I want to, your first episode did incredibly well, and I really wanted to follow on from there. And I suppose a foundational question to sort of set the tone for the whole episode. What do you think are some common tough patches that you notice in people that you've treated with ADHD?
Well, until it gets diagnosed and treated, or as I like to put it, the gift gets unwrapped. The main problem is just a tremendous sense of underachievement. You know, I haven't done what I know I could do, and I don't know why I haven't done it. And then what I call the moral diagnosis starts piling in. I'm lazy, I'm bad, I'm undisciplined.
I haven't taken advantage of the advantages I've been given. I mean, just this slew of morally tinged versions of I'm a bad person. I mean, and so that's when they come to see me as adults and they have not been diagnosed. That's the person I meet. The extraordinarily talented person who is hanged down on themselves and just doesn't know what to do.
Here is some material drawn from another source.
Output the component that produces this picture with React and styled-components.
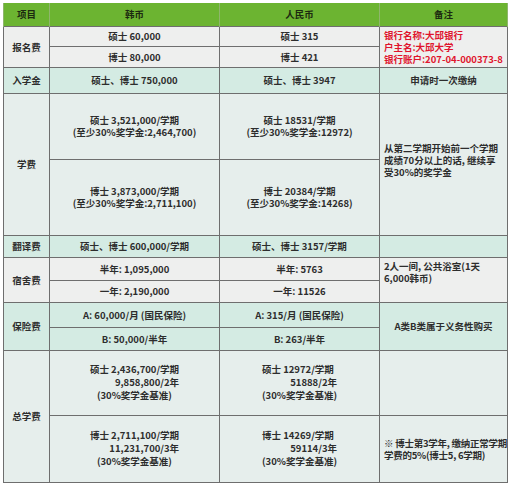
import React from "react";
import styled, { createGlobalStyle } from "styled-components";

const GlobalStyle = createGlobalStyle`
  html, body {
    margin: 0;
    padding: 0;
    background: #ffffff;
  }
`;

const tones = {
  head: "#6cb431",
  gray: "#eeefee",
  teal: "#d4ebe3",
  mint: "#e6eeec",
};

const Page = styled.div`
  padding: 3px 0 0 3px;
  font-family: "Noto Sans CJK SC", "Noto Sans", sans-serif;
`;

const Table = styled.table`
  border-collapse: collapse;
  table-layout: fixed;
  width: 505px;
  font-size: 9.5px;
  font-weight: 700;
  color: #2d2d2d;
`;

const Row = styled.tr`
  background: ${(p) => tones[p.$tone]};
  height: ${(p) => p.$h}px;
`;

const HeadCell = styled.th`
  background: ${tones.head};
  color: #1c2a10;
  font-weight: 700;
  border-left: 1px solid #8fb56c;
  border-right: 1px solid #8fb56c;
  padding: 0;
  text-align: center;
`;

const Cell = styled.td`
  border: 1px solid #6e6e6e;
  padding: 0 ${(p) => (p.$left ? "2px 0 4px" : "2px")};
  padding-bottom: ${(p) => p.$lift || 0}px;
  text-align: ${(p) => (p.$left ? "left" : "center")};
  vertical-align: middle;
  line-height: 12px;
  white-space: nowrap;
  overflow: hidden;
`;

const Red = styled.div`
  color: #e0142d;
  line-height: 12px;
`;

const Stack = styled.div`
  display: inline-block;
  text-align: left;
  line-height: 13px;
`;

const Line = styled.div`
  text-align: ${(p) => p.$align || "left"};
  padding-left: ${(p) => p.$indent || 0}px;
`;

const Note = styled.div`
  line-height: 12px;
  letter-spacing: ${(p) => p.$tight || 0}px;
`;

export default function App() {
  return (
    <Page>
      <GlobalStyle />
      <Table>
        <colgroup>
          <col style={{ width: 46 }} />
          <col style={{ width: 170 }} />
          <col style={{ width: 160 }} />
          <col style={{ width: 128 }} />
        </colgroup>
        <thead>
          <Row $tone="head" $h={23}>
            <HeadCell>项目</HeadCell>
            <HeadCell>韩币</HeadCell>
            <HeadCell>人民币</HeadCell>
            <HeadCell>备注</HeadCell>
          </Row>
        </thead>
        <tbody>
          <Row $tone="gray" $h={20}>
            <Cell rowSpan={2}>报名费</Cell>
            <Cell>硕士 60,000</Cell>
            <Cell>硕士 315</Cell>
            <Cell rowSpan={2} $left>
              <Red>银行名称:大邱银行</Red>
              <Red>户主名:大邱大学</Red>
              <Red>银行账户:207-04-000373-8</Red>
            </Cell>
          </Row>
          <Row $tone="gray" $h={21}>
            <Cell>博士 80,000</Cell>
            <Cell>博士 421</Cell>
          </Row>
          <Row $tone="teal" $h={26}>
            <Cell>入学金</Cell>
            <Cell>硕士、博士 750,000</Cell>
            <Cell>硕士、博士 3947</Cell>
            <Cell>申请时一次缴纳</Cell>
          </Row>
          <Row $tone="mint" $h={66}>
            <Cell rowSpan={2}>学费</Cell>
            <Cell>
              <Line $align="center">硕士 3,521,000/学期</Line>
              <Line $align="center">(至少30%奖学金:2,464,700)</Line>
            </Cell>
            <Cell>
              <Line $align="center">硕士 18531/学期</Line>
              <Line $align="center">(至少30%奖学金:12972)</Line>
            </Cell>
            <Cell rowSpan={2} $left $lift={8}>
              <Note>从第二学期开始前一个学期</Note>
              <Note>成绩70分以上的话, 继续享</Note>
              <Note>受30%的奖学金</Note>
            </Cell>
          </Row>
          <Row $tone="mint" $h={76}>
            <Cell>
              <Line $align="center">博士 3,873,000/学期</Line>
              <Line $align="center">(至少30%奖学金:2,711,100)</Line>
            </Cell>
            <Cell>
              <Line $align="center">博士 20384/学期</Line>
              <Line $align="center">(至少30%奖学金:14268)</Line>
            </Cell>
          </Row>
          <Row $tone="teal" $h={22}>
            <Cell>翻译费</Cell>
            <Cell>硕士、博士 600,000/学期</Cell>
            <Cell>硕士、博士 3157/学期</Cell>
            <Cell />
          </Row>
          <Row $tone="gray" $h={23}>
            <Cell rowSpan={2}>宿舍费</Cell>
            <Cell>半年: 1,095,000</Cell>
            <Cell>半年: 5763</Cell>
            <Cell rowSpan={2} $left $lift={16}>
              <Note>2人一间, 公共浴室(1天</Note>
              <Note>6,000韩币)</Note>
            </Cell>
          </Row>
          <Row $tone="gray" $h={22}>
            <Cell>一年: 2,190,000</Cell>
            <Cell>一年: 11526</Cell>
          </Row>
          <Row $tone="teal" $h={25}>
            <Cell rowSpan={2}>保险费</Cell>
            <Cell>A: 60,000/月 (国民保险)</Cell>
            <Cell>A: 315/月 (国民保险)</Cell>
            <Cell rowSpan={2}>A类B类属于义务性购买</Cell>
          </Row>
          <Row $tone="teal" $h={23}>
            <Cell>B: 50,000/半年</Cell>
            <Cell>B: 263/半年</Cell>
          </Row>
          <Row $tone="mint" $h={65}>
            <Cell rowSpan={2}>总学费</Cell>
            <Cell>
              <Stack>
                <Line>硕士 2,436,700/学期</Line>
                <Line $align="right">9,858,800/2年</Line>
                <Line $indent={7}>(30%奖学金基准)</Line>
              </Stack>
            </Cell>
            <Cell>
              <Stack>
                <Line>硕士 12972/学期</Line>
                <Line $align="right">51888/2年</Line>
                <Line>(30%奖学金基准)</Line>
              </Stack>
            </Cell>
            <Cell />
          </Row>
          <Row $tone="mint" $h={67}>
            <Cell>
              <Stack>
                <Line>博士 2,711,100/学期</Line>
                <Line $align="right">11,231,700/3年</Line>
                <Line $indent={7}>(30%奖学金基准)</Line>
              </Stack>
            </Cell>
            <Cell>
              <Stack>
                <Line>博士 14269/学期</Line>
                <Line $align="right">59114/3年</Line>
                <Line>(30%奖学金基准)</Line>
              </Stack>
            </Cell>
            <Cell $left>
              <Note $tight={-0.25}>※ 博士第3学年, 缴纳正常学期</Note>
              <Note $tight={-0.25}>学费的5%(博士5, 6学期)</Note>
            </Cell>
          </Row>
        </tbody>
      </Table>
    </Page>
  );
}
And somebody said, well, maybe it's ADD, so they come to see me.
Do you see a common theme in there? I'm going to use the word blind spots, like a common theme in their blind spots, or to put it another way, are there shared behaviors within the ADHD community that confuse that same community until they hear others are doing the same, and then suddenly it makes a lot of sense to them?
Oh, absolutely. I mean, until they get the unifying concept of ADHD, which, by the way, is a terrible term, that brings it all together, then it's all the sort of helter-skelter patches of problems. You know, the disorganization or laziness, so-called laziness, or... wrong job, bad marriage, you know, impulsive, just this collection, this smorgasbord of life problems.
And until you see the unifying concept that brings them all together, it's like whack-a-mole. You take care of one and something else pops up. And that creates a problem of its own. You're running around all the time trying to fix things up, And you can't do it because they keep falling apart.